The Setup Tax on Code Intelligence

Most solutions to AI codebase awareness involve infrastructure. Graph databases model relationships between code entities. Server-based architectures handle large-scale analysis with proper resource allocation. These are thoughtful responses to real problems in enterprise codebases.

But infrastructure carries a setup tax. Developers install databases, configure servers, and maintain additional moving parts before getting value. For teams exploring AI assistance or working with smaller repositories, that friction can outweigh the benefits.

Running the Intelligence Engine Client-Side

GitNexus made a bet: execute everything in the browser. No server dependencies. No database installations. No configuration files. Load the tool and start analyzing code.

This comes with tradeoffs. Browser execution means working within JavaScript's memory constraints and processing limitations. You trade the computational headroom of server-side solutions for instant accessibility. For codebases under a certain complexity threshold, that works.

The philosophy extends beyond architecture. The project prioritizes removing barriers to entry—even at the cost of raw performance or features that server solutions provide.

Production Validation: 25+ Repos, 32K+ Symbols

The gitnexus-stable-ops repository documents three months of production use across multiple repositories. One operational toolkit reports running GitNexus across 25+ repositories with 32,000+ symbols and 73,000+ edges—numbers that suggest client-side execution scales further than you might expect.

These aren't trivial test cases. They represent real development workflows where developers chose browser-based analysis over installing infrastructure. The data doesn't prove browser execution beats server-based approaches—it proves the approach works for a subset of use cases.

When Browser-Based Wins (and When It Doesn't)

Zero-setup shines for small-to-medium repositories, quick codebase explorations, and onboarding new team members. When you need to understand an unfamiliar project's structure without committing to tooling overhead, instant browser execution removes friction.

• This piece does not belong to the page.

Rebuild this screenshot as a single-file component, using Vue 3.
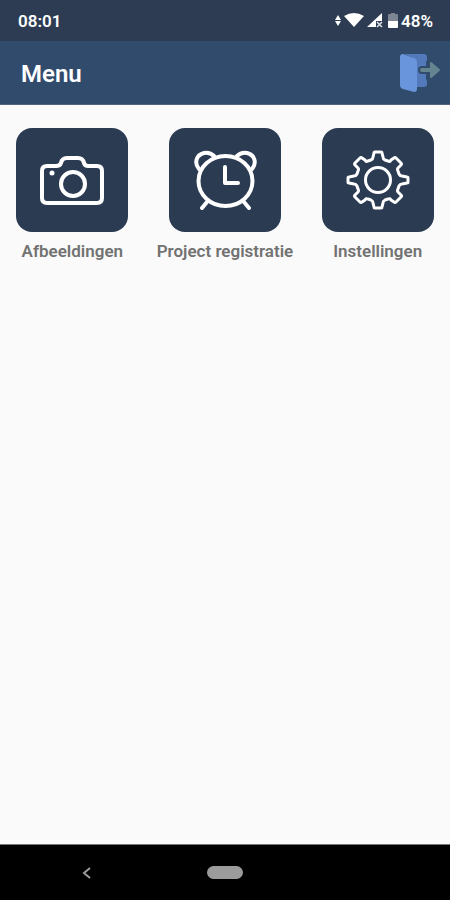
<script setup>
const items = [
  { id: 'camera', label: 'Afbeeldingen' },
  { id: 'clock', label: 'Project registratie' },
  { id: 'gear', label: 'Instellingen' }
];
</script>

<template>
  <div class="screen">
    <div class="status-bar">
      <span>08:01</span>
      <div class="status-icons">
        <svg width="6" height="14" viewBox="0 0 6 14" fill="#fff">
          <path d="M3 1L6 6H0ZM0 7H6L3 12Z" />
        </svg>
        <svg class="wifi" width="20" height="16" viewBox="0 0 20 16" fill="#fff">
          <path d="M0 3Q10-3 20 3L10 14Z" />
        </svg>
        <svg class="signal" width="16" height="16" viewBox="0 0 16 16">
          <path d="M15 0V8H9V14H0Z" fill="#fff" />
          <path d="M10 9L15 14M15 9L10 14" stroke="#dfe3e9" stroke-width="1.5" />
        </svg>
        <svg class="battery" width="10" height="16" viewBox="0 0 10 16">
          <path d="M3 0H7V1H9Q10 1 10 2V8H0V2Q0 1 1 1H3Z" fill="#7d8593" />
          <path d="M0 8H10V14Q10 15 9 15H1Q0 15 0 14Z" fill="#fff" />
        </svg>
        <span>48%</span>
      </div>
    </div>

    <header class="header">
      <h1>Menu</h1>
      <button class="logout" aria-label="Uitloggen">
        <svg width="42" height="40" viewBox="0 0 42 40">
          <path d="M5 1H25Q28 1 28 4V31Q28 34 25 34H15V5Z" fill="#5279b9" />
          <path d="M23 17H33M31 10L41 17L31 25Z" fill="#314b6d" stroke="#314b6d" stroke-width="8" stroke-linejoin="round" stroke-linecap="round" />
          <path d="M4 1Q1 1 1 4V32Q1 35 4 36L15 39Q18 39 18 36V9Q18 6 15 5Z" fill="#6995dc" />
          <path d="M23 17H33" stroke="#648590" stroke-width="4" stroke-linecap="round" />
          <path d="M32 10L40 17L32 24Z" fill="#648590" stroke="#648590" stroke-width="2" stroke-linejoin="round" />
        </svg>
      </button>
    </header>

    <main class="menu">
      <button v-for="item in items" :key="item.id" class="menu-item">
        <span class="tile">
          <svg class="icon" width="64" height="60" viewBox="0 0 64 60">
            <g v-if="item.id === 'camera'" stroke-width="4">
              <path d="M7 16H16Q20 16 21 13Q22 8 27 8H38Q43 8 44 13Q45 16 48 16H57Q62 16 62 21V48Q62 53 57 53H7Q2 53 2 48V21Q2 16 7 16Z" />
              <circle cx="33" cy="34" r="12" />
              <circle cx="12" cy="23" r="2.5" fill="#fff" stroke="none" />
            </g>
            <g v-else-if="item.id === 'clock'" stroke-width="4">
              <ellipse cx="32.5" cy="31" rx="27" ry="25" />
              <path d="M6 19C1 13 3 5 11 3Q17 2 21 6M59 19C64 13 62 5 54 3Q48 2 44 6" />
              <path d="M14 52L9 58M51 52L56 58M32 17V33H45" />
            </g>
            <g v-else stroke-width="3">
              <path d="M29 2H35Q36 2 36 3L37 7Q37 9 39 10L42 11Q44 12 45 10L48 8Q49 7 50 8L55 13Q56 14 55 15L52 18Q51 19 52 21L53 24Q54 26 56 26L61 27Q62 27 62 28V32Q62 33 61 33L56 34Q54 34 53 36L52 39Q51 41 52 42L55 45Q56 46 55 47L50 52Q49 53 48 52L45 50Q44 48 42 49L39 50Q37 51 37 53L36 57Q36 58 35 58H29Q28 58 28 57L27 53Q27 51 25 50L22 49Q20 48 19 50L16 52Q15 53 14 52L9 47Q8 46 9 45L12 42Q13 41 12 39L11 36Q10 34 8 34L3 33Q2 33 2 32V28Q2 27 3 27L8 26Q10 26 11 24L12 21Q13 19 12 18L9 15Q8 14 9 13L14 8Q15 7 16 8L19 10Q20 12 22 11L25 10Q27 9 27 7L28 3Q28 2 29 2Z" />
              <circle cx="32" cy="30" r="12.5" />
            </g>
          </svg>
        </span>
        <span class="label">{{ item.label }}</span>
      </button>
    </main>

    <nav class="nav-bar">
      <button class="nav-back" aria-label="Terug">
        <svg width="10" height="14" viewBox="0 0 10 14">
          <path d="M8 2L2 7L8 12" fill="none" stroke="#9b9b9b" stroke-width="2" />
        </svg>
      </button>
      <button class="nav-home" aria-label="Startscherm"></button>
      <span></span>
    </nav>
  </div>
</template>

<style>
body {
  margin: 0;
}
</style>

<style scoped>
.screen {
  min-height: 100vh;
  display: flex;
  flex-direction: column;
  background: #fafafa;
  font-family: Roboto, sans-serif;
}
button {
  padding: 0;
  border: none;
  background: transparent;
  font: inherit;
  cursor: pointer;
}
svg {
  display: block;
}
.status-bar {
  box-sizing: border-box;
  height: 41px;
  padding: 0 17px 0 18px;
  display: flex;
  align-items: center;
  justify-content: space-between;
  background: #2d3c52;
  color: #fff;
  font-size: 17px;
  font-weight: 600;
}
.status-icons {
  display: flex;
  align-items: center;
}
.wifi,
.signal {
  margin-left: 3px;
}
.battery {
  margin: 0 3px 0 5px;
}
.header {
  box-sizing: border-box;
  height: 64px;
  padding: 0 9px 0 21px;
  display: flex;
  align-items: center;
  justify-content: space-between;
  background: #314b6d;
  border-bottom: 1px solid #53657e;
}
.header h1 {
  margin: 0;
  padding-top: 2px;
  color: #fff;
  font-size: 24px;
  font-weight: 600;
}
.menu {
  flex: 1;
  padding-top: 23px;
  display: grid;
  grid-template-columns: repeat(3, 1fr);
  column-gap: 8px;
  align-content: start;
}
.menu-item {
  display: flex;
  flex-direction: column;
  align-items: center;
}
.tile {
  width: 112px;
  height: 104px;
  display: flex;
  align-items: center;
  justify-content: center;
  background: #2b3b52;
  border-radius: 16px;
}
.icon {
  fill: none;
  stroke: #fff;
  stroke-linecap: round;
  stroke-linejoin: round;
}
.label {
  margin-top: 9px;
  color: #727272;
  font-size: 17px;
  font-weight: 600;
  line-height: 20px;
  white-space: nowrap;
}
.nav-bar {
  box-sizing: border-box;
  height: 56px;
  display: grid;
  grid-template-columns: 1fr 36px 1fr;
  align-items: center;
  justify-items: center;
  background: #000;
  border-top: 1px solid #777;
}
.nav-back {
  margin-right: 34px;
}
.nav-home {
  width: 36px;
  height: 13px;
  border-radius: 7px;
  background: #9b9b9b;
}
</style>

For massive monorepos with millions of lines of code, complex microservice architectures, or teams requiring deep historical analysis, graph databases and server infrastructure make sense. Those tools handle scale and complexity that browsers can't match. They're the right choice when setup time is small compared to the value extracted.

The question isn't which approach is better—it's which problem you're solving. GitNexus occupies a different point on the complexity-accessibility spectrum than enterprise solutions.

19K Stars and a Philosophy of Restraint

The project's 19,000+ stars and discussion on Hacker News signal that setup friction matters to developers. The momentum is validation that accessible tooling has demand.

GitNexus demonstrates that architectural restraint can be a feature, not a limitation. By choosing browser execution and zero dependencies, it makes code intelligence available to developers who'd otherwise skip it. That doesn't diminish the server-based tools solving harder problems—it expands who can access AI-assisted codebase awareness in the first place.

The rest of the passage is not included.